INPUT
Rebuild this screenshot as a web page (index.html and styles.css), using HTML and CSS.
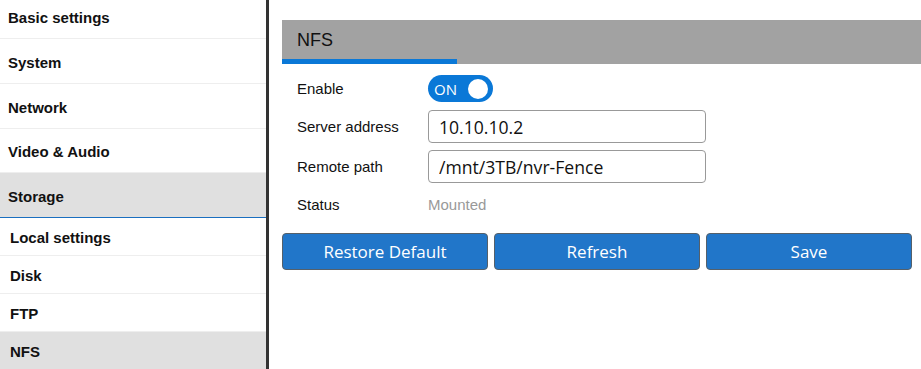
FILE: index.html
```html
<!DOCTYPE html>
<html lang="en">
<head>
    <meta charset="UTF-8">
    <meta name="viewport" content="width=device-width, initial-scale=1.0">
    <title>Storage - NFS</title>
    <link rel="stylesheet" href="styles.css">
</head>
<body>
    <div class="layout">
        <!-- Left menu -->
        <nav class="sidebar">
            <ul class="menu">
                <li class="menu-item">Basic settings</li>
                <li class="menu-item">System</li>
                <li class="menu-item">Network</li>
                <li class="menu-item">Video &amp; Audio</li>
                <li class="menu-item open">Storage</li>
                <li class="sub-item">Local settings</li>
                <li class="sub-item">Disk</li>
                <li class="sub-item">FTP</li>
                <li class="sub-item active">NFS</li>
            </ul>
        </nav>

        <main class="content">
            <div class="panel-title">
                <span>NFS</span>
            </div>

            <div class="form">
                <div class="form-row toggle-row">
                    <label>Enable</label>
                    <div class="toggle">
                        <span class="toggle-text">ON</span>
                        <span class="toggle-knob"></span>
                    </div>
                </div>
                <div class="form-row">
                    <label for="serverAddress">Server address</label>
                    <input type="text" id="serverAddress" value="10.10.10.2">
                </div>
                <div class="form-row">
                    <label for="remotePath">Remote path</label>
                    <input type="text" id="remotePath" value="/mnt/3TB/nvr-Fence">
                </div>
                <div class="form-row status-row">
                    <label>Status</label>
                    <span class="status">Mounted</span>
                </div>
            </div>

            <div class="actions">
                <button>Restore Default</button>
                <button>Refresh</button>
                <button>Save</button>
            </div>
        </main>
    </div>
</body>
</html>
```

FILE: styles.css
```css
body {
    margin: 0;
    background-color: #ffffff;
    color: #111111;
    font-family: "Liberation Sans", Arial, sans-serif;
    overflow: hidden;
}

.layout {
    display: flex;
    height: 369px;
}

.sidebar {
    width: 266px;
    flex-shrink: 0;
    border-right: 3px solid #333333;
    overflow: hidden;
}

.menu {
    list-style: none;
    margin: -6px 0 0 0;
    padding: 0;
}

.menu-item {
    height: 44px;
    line-height: 47px;
    padding-left: 8px;
    font-size: 15px;
    font-weight: bold;
    border-bottom: 1px solid #eeeeee;
}

/* the row before Storage is a pixel shorter in the original */
.menu-item:nth-child(4) {
    height: 43px;
    line-height: 46px;
}

.menu-item.open {
    background-color: #e0e0e0;
    border-bottom: 1px solid #1a6fc0;
    line-height: 47px;
}

.sub-item {
    height: 37px;
    line-height: 39px;
    padding-left: 10px;
    font-size: 15px;
    font-weight: bold;
    border-bottom: 1px solid #eeeeee;
}

.sub-item.active {
    background-color: #e0e0e0;
    border-bottom: none;
}

.content {
    flex: 1;
    padding: 20px 9px 0 13px;
}

.panel-title {
    height: 44px;
    margin-right: -9px;
    background-color: #a2a2a2;
    position: relative;
}

.panel-title span {
    display: block;
    padding-left: 15px;
    line-height: 40px;
    font-size: 18px;
    color: #111111;
}

.panel-title::after {
    content: "";
    position: absolute;
    left: 0;
    bottom: 0;
    width: 175px;
    height: 5px;
    background-color: #0a78d7;
}

.form {
    padding: 11px 0 0 15px;
}

.form-row {
    display: flex;
    align-items: center;
    margin-bottom: 7px;
}

.toggle-row {
    margin-bottom: 8px;
}

.form-row label {
    width: 131px;
    font-size: 15px;
    color: #111111;
}

.form-row input {
    width: 278px;
    height: 33px;
    box-sizing: border-box;
    border: 1px solid #999999;
    border-radius: 4px;
    padding: 0 10px;
    font-family: "Open Sans", sans-serif;
    font-size: 17.6px;
    color: #111111;
}

.toggle {
    width: 65px;
    height: 27px;
    border-radius: 14px;
    background-color: #0a78d7;
    display: flex;
    align-items: center;
    justify-content: space-between;
    padding: 0 5px 0 6px;
    box-sizing: border-box;
}

.toggle-text {
    color: #ffffff;
    font-family: "Open Sans", sans-serif;
    font-size: 15px;
}

.toggle-knob {
    width: 20px;
    height: 20px;
    border-radius: 50%;
    background-color: #ffffff;
}

.status-row {
    height: 28px;
    margin-top: 5px;
}

.status {
    color: #999999;
    font-size: 15px;
}

.actions {
    display: flex;
    gap: 6px;
    margin-top: 15px;
}

.actions button {
    width: 206px;
    height: 37px;
    background-color: #2176c9;
    color: #ffffff;
    border: 1px solid #55606a;
    border-radius: 4px;
    font-family: "Open Sans", sans-serif;
    font-size: 17px;
    cursor: pointer;
}

.actions button:hover {
    background-color: #1b66b0;
}
```
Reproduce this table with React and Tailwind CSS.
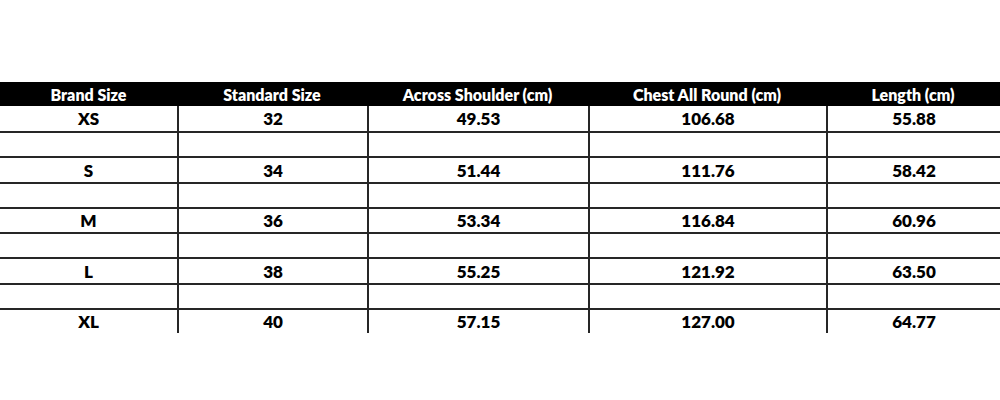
const columns = ['Brand Size', 'Standard Size', 'Across Shoulder (cm)', 'Chest All Round (cm)', 'Length (cm)'];

const sizes = [
  ['XS', '32', '49.53', '106.68', '55.88'],
  ['S', '34', '51.44', '111.76', '58.42'],
  ['M', '36', '53.34', '116.84', '60.96'],
  ['L', '38', '55.25', '121.92', '63.50'],
  ['XL', '40', '57.15', '127.00', '64.77'],
];

// data rows alternate with blank spacer rows, as in the original sheet
const rows = sizes.flatMap((r, i) => (i < sizes.length - 1 ? [r, null] : [r]));
const heights = ['h-[25px]', 'h-[25px]', 'h-[26px]', 'h-[25px]', 'h-[25px]', 'h-[25px]', 'h-[26px]', 'h-[25px]', 'h-[25px]'];

export default function App() {
  return (
    <div
      className="w-[1000px] h-[400px] bg-white pt-[82px] text-black"
      style={{ fontFamily: 'Lato, "Open Sans", sans-serif' }}
    >
      <div className="grid grid-cols-[177px_190px_221px_238px_174px] h-[24px] bg-black text-white font-extrabold text-[16px] leading-none">
        {columns.map((c) => (
          <div key={c} className="flex items-center justify-center pt-[1px]">
            {c}
          </div>
        ))}
      </div>
      {rows.map((r, i) => (
        <div
          key={i}
          className={`grid grid-cols-[177px_190px_221px_238px_174px] ${heights[i]} ${i > 0 ? 'border-t-2 border-[#262626]' : ''}`}
        >
          {columns.map((c, j) => (
            <div
              key={c}
              className={`flex items-center justify-center font-extrabold text-[17px] leading-none ${j > 0 ? 'border-l-2 border-[#262626]' : ''}`}
            >
              {r ? r[j] : ''}
            </div>
          ))}
        </div>
      ))}
    </div>
  );
}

TASK TO COMPLETE
From the data above, copy each line that holds "styles".

RESPONSE BELOW
Rebuild this screenshot as a web page (index.html and styles.css), using HTML and CSS.
    <link rel="stylesheet" href="styles.css">
FILE: styles.css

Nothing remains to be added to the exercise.